Right! We came to pick garbage, the things other people won't have anything to do with. We take them as treasures. But you just copy other people and follow their style. You have not investigated your own creative potential and discovered what your own "style" is.

"But I don't have a 'style'!" you say.

Then why does everybody else have a style? By copying other people you are just adding a head on top of a head, casting aside the roots to grasp at the branches. You're just copying other people. You haven't discovered you own genuine wisdom.

In reality, we aren't here just to pick garbage!

"Then are we here to get rich?" you ask.

No! So what if you get rich? When you die what use is it? None at all. Ultimately why are we here?

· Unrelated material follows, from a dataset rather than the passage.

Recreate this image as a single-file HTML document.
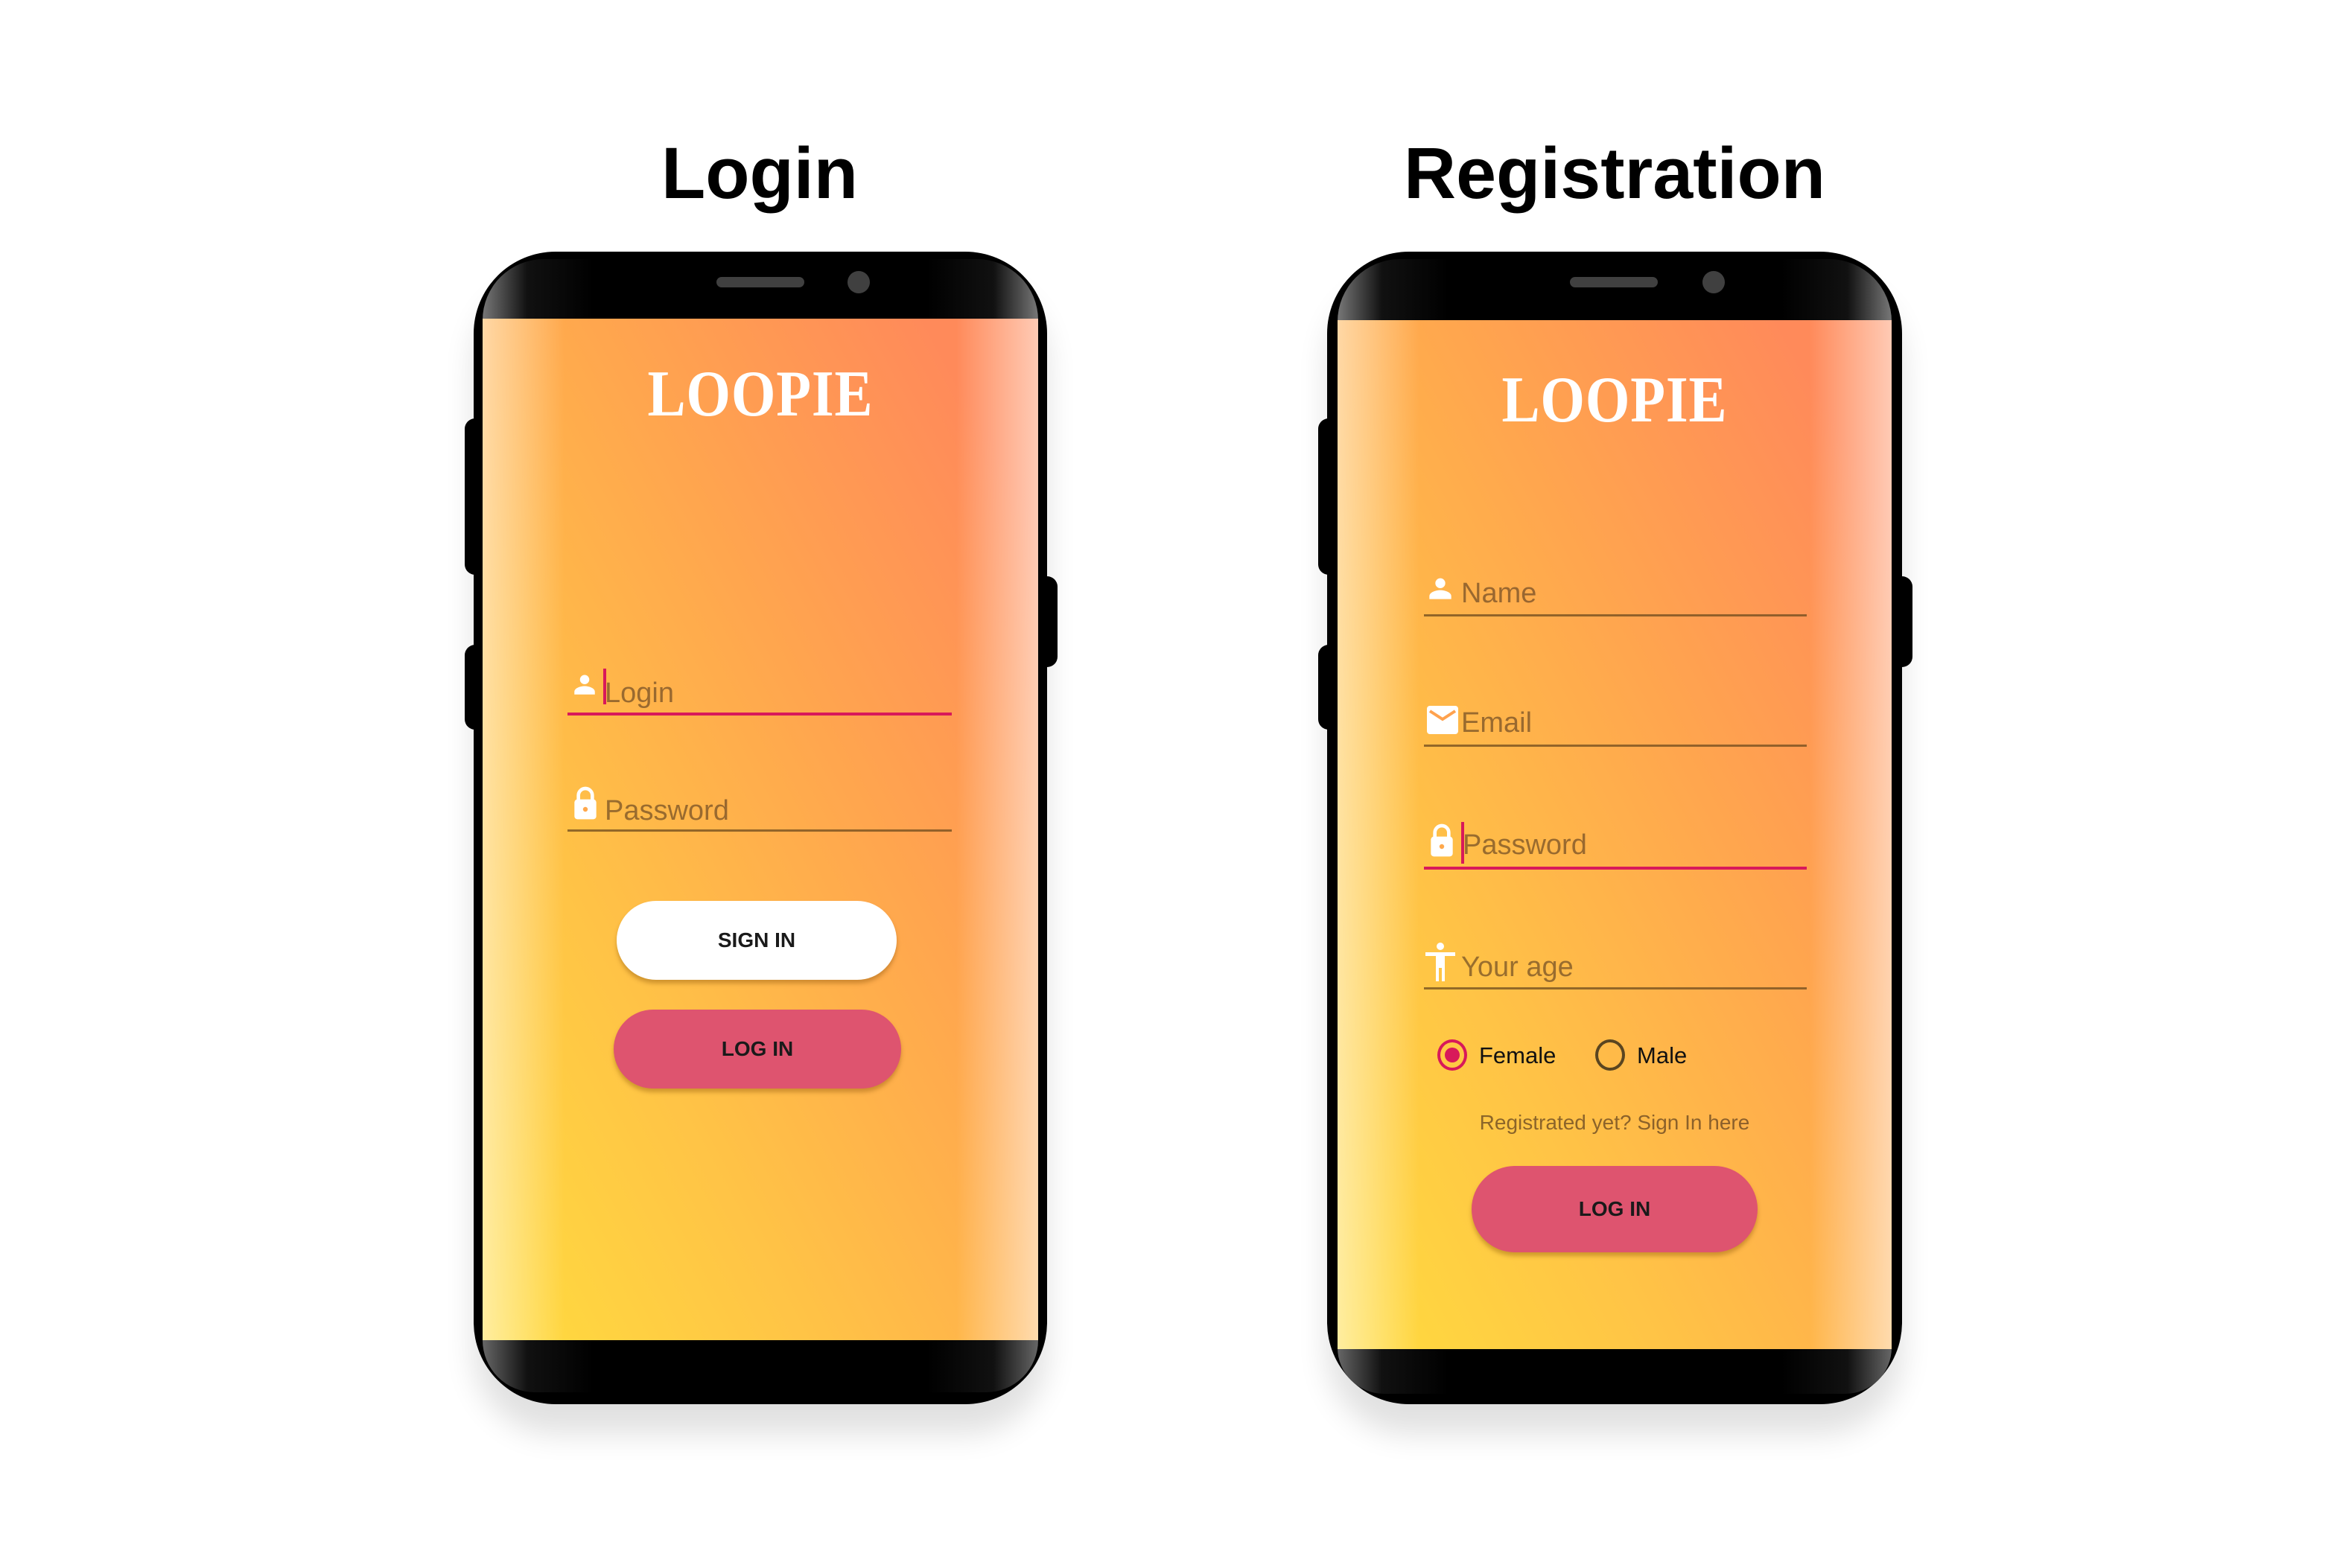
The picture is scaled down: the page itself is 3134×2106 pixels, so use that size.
<!DOCTYPE html>
<html><head><meta charset="utf-8"><style>
*{margin:0;padding:0;box-sizing:border-box}
body{width:3134px;height:2106px;background:#fff;position:relative;overflow:hidden;font-family:"Liberation Sans",sans-serif}
.abs{position:absolute}
.title{position:absolute;font-weight:bold;font-size:97px;color:#000;text-align:center;top:184px;line-height:1}
.phone{position:absolute;background:#000;border-radius:110px;box-shadow:0 40px 40px rgba(0,0,0,0.12)}
.btn-side{position:absolute;background:#000;border-radius:14px}
.bez{position:absolute;border-radius:90px 90px 0 0;background:linear-gradient(90deg,#777 0,#111 8%,#000 20%,#000 80%,#111 92%,#777 100%)}
.bezb{position:absolute;border-radius:0 0 90px 90px;background:linear-gradient(90deg,#666 0,#111 8%,#000 20%,#000 80%,#111 92%,#666 100%)}
.screen{position:absolute;overflow:hidden;background:linear-gradient(to top right,#ffdc3e 0%,#ffc346 30%,#ffa64e 60%,#ff8a5a 90%,#ff8a5a 100%)}
.screen:before{content:"";position:absolute;left:0;top:0;bottom:0;width:110px;background:linear-gradient(90deg,rgba(255,255,255,0.5),rgba(255,255,255,0))}
.screen:after{content:"";position:absolute;right:0;top:0;bottom:0;width:110px;background:linear-gradient(270deg,rgba(255,255,255,0.55),rgba(255,255,255,0))}
.spk{position:absolute;height:14px;width:118px;border-radius:7px;background:#404040}
.cam{position:absolute;width:30px;height:30px;border-radius:50%;background:#404040}
.logo{position:absolute;font-family:"Liberation Serif",serif;font-weight:bold;color:#fff;font-size:88px;letter-spacing:1px;text-align:center;line-height:1;transform:scaleX(0.87)}
.fld{position:absolute;font-size:38px;color:rgba(90,60,30,0.62);line-height:1}
.ul{position:absolute;height:3px;background:rgba(110,75,30,0.75)}
.ul.red{background:#d8195a;height:4px}
.caret{position:absolute;width:4px;background:#d8195a}
.pill{position:absolute;border-radius:60px;text-align:center;font-size:28px;font-weight:bold;color:#1a1a1a;box-shadow:0 5px 6px rgba(120,70,0,0.35)}
</style></head><body>

<div class="title" style="left:820px;width:400px">Login</div>
<div class="title" style="left:1768px;width:800px">Registration</div>

<!-- Login phone -->
<div class="btn-side" style="left:624px;top:562px;width:30px;height:210px"></div>
<div class="btn-side" style="left:624px;top:866px;width:30px;height:114px"></div>
<div class="btn-side" style="left:1392px;top:774px;width:28px;height:122px"></div>
<div class="phone" style="left:636px;top:338px;width:770px;height:1548px"></div>
<div class="bez" style="left:648px;top:348px;width:746px;height:82px"></div>
<div class="bezb" style="left:648px;top:1800px;width:746px;height:70px"></div>
<div class="spk" style="left:962px;top:372px"></div>
<div class="cam" style="left:1138px;top:364px"></div>
<div class="screen" style="left:648px;top:428px;width:746px;height:1372px">
  <div class="logo" style="left:0;width:746px;top:58px">LOOPIE</div>
  <svg class="abs" style="left:122px;top:474px" width="30" height="34" viewBox="0 0 24 24"><circle cx="12" cy="7" r="5" fill="#fff"/><path d="M1 23v-3c0-4 7-6 11-6s11 2 11 6v3z" fill="#fff"/></svg>
  <div class="caret" style="left:162px;top:470px;height:48px"></div>
  <div class="fld" style="left:164px;top:484px">Login</div>
  <div class="ul red" style="left:114px;top:529px;width:516px"></div>
  <svg class="abs" style="left:122px;top:628px" width="32" height="46" viewBox="0 0 24 34"><path d="M5 14V9a7 7 0 0 1 14 0v5" stroke="#fff" stroke-width="3.5" fill="none"/><rect x="1" y="13" width="22" height="20" rx="3" fill="#fff"/><circle cx="12" cy="23" r="2.4" fill="#ffa84c"/></svg>
  <div class="fld" style="left:164px;top:642px">Password</div>
  <div class="ul" style="left:114px;top:686px;width:516px"></div>
  <div class="pill" style="left:180px;top:782px;width:376px;height:106px;line-height:106px;background:#fff">SIGN IN</div>
  <div class="pill" style="left:176px;top:928px;width:386px;height:106px;line-height:106px;background:#de546f">LOG IN</div>
</div>

<!-- Registration phone -->
<div class="btn-side" style="left:1770px;top:562px;width:30px;height:210px"></div>
<div class="btn-side" style="left:1770px;top:866px;width:30px;height:114px"></div>
<div class="btn-side" style="left:2540px;top:774px;width:28px;height:122px"></div>
<div class="phone" style="left:1782px;top:338px;width:772px;height:1548px"></div>
<div class="bez" style="left:1796px;top:348px;width:744px;height:84px"></div>
<div class="bezb" style="left:1796px;top:1810px;width:744px;height:62px"></div>
<div class="spk" style="left:2108px;top:372px"></div>
<div class="cam" style="left:2286px;top:364px"></div>
<div class="screen" style="left:1796px;top:430px;width:744px;height:1382px">
  <div class="logo" style="left:0;width:744px;top:64px">LOOPIE</div>
  <svg class="abs" style="left:122px;top:342px" width="32" height="36" viewBox="0 0 24 24"><circle cx="12" cy="7" r="5" fill="#fff"/><path d="M1 23v-3c0-4 7-6 11-6s11 2 11 6v3z" fill="#fff"/></svg>
  <div class="fld" style="left:166px;top:348px">Name</div>
  <div class="ul" style="left:116px;top:395px;width:514px"></div>
  <svg class="abs" style="left:120px;top:518px" width="42" height="38" viewBox="0 0 42 38"><rect x="0" y="0" width="42" height="38" rx="4" fill="#fff"/><path d="M4 7l17 11 17-11" stroke="#ffa24e" stroke-width="4" fill="none"/></svg>
  <div class="fld" style="left:166px;top:522px">Email</div>
  <div class="ul" style="left:116px;top:570px;width:514px"></div>
  <svg class="abs" style="left:124px;top:676px" width="32" height="46" viewBox="0 0 24 34"><path d="M5 14V9a7 7 0 0 1 14 0v5" stroke="#fff" stroke-width="3.5" fill="none"/><rect x="1" y="13" width="22" height="20" rx="3" fill="#fff"/><circle cx="12" cy="23" r="2.4" fill="#ffa84c"/></svg>
  <div class="caret" style="left:166px;top:674px;height:56px"></div>
  <div class="fld" style="left:168px;top:686px">Password</div>
  <div class="ul red" style="left:116px;top:734px;width:514px"></div>
  <svg class="abs" style="left:118px;top:836px" width="40" height="52" viewBox="0 0 40 52"><circle cx="20" cy="5" r="5" fill="#fff"/><path d="M0 13h40v5H26v34h-4V34h-4v18h-4V18H0z" fill="#fff"/></svg>
  <div class="fld" style="left:166px;top:850px">Your age</div>
  <div class="ul" style="left:116px;top:896px;width:514px"></div>
  <div class="abs" style="left:134px;top:966px;width:40px;height:42px;border-radius:50%;border:4px solid #d8195a"></div>
  <div class="abs" style="left:144px;top:977px;width:20px;height:20px;border-radius:50%;background:#d8195a"></div>
  <div class="abs" style="left:190px;top:968px;font-size:31px;color:#111;line-height:40px">Female</div>
  <div class="abs" style="left:346px;top:966px;width:40px;height:42px;border-radius:50%;border:4px solid #5a4520"></div>
  <div class="abs" style="left:402px;top:968px;font-size:31px;color:#111;line-height:40px">Male</div>
  <div class="abs" style="left:0;width:744px;text-align:center;top:1062px;font-size:28px;color:rgba(90,60,30,0.7)">Registrated yet? Sign In here</div>
  <div class="pill" style="left:180px;top:1136px;width:384px;height:116px;line-height:116px;background:#de546f">LOG IN</div>
</div>

</body></html>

We have come into this world to do merit for the world, to do acts of virtue for people and to benefit all living beings. That's what we should be doing. That's our responsibility. You shouldn't hang out in the world just to benefit yourself. That's being petty; it's of no worth. You should work on behalf of all the people in the world, and benefit other people. Now, benefiting other people simply means not getting in other people's way, not obstructing them. You shouldn't benefit yourself and injure others. When you hurt or harm other people you are simply being wrong. That's my explanation. Me people in the world should exhaust our efforts to establish merit and establish virtue.

The ancients said:

      Establish merit.

Establish virtue.

Establish words.

Whether or not you "establish words" doesn't matter because words are marks and appearances. Merit and virtue have no form or appearance. True merit and virtue resides in the place beyond the path of words, the place of the mind's function has been cast away and there is nothing-­nothing at all. Okay—that's it for today!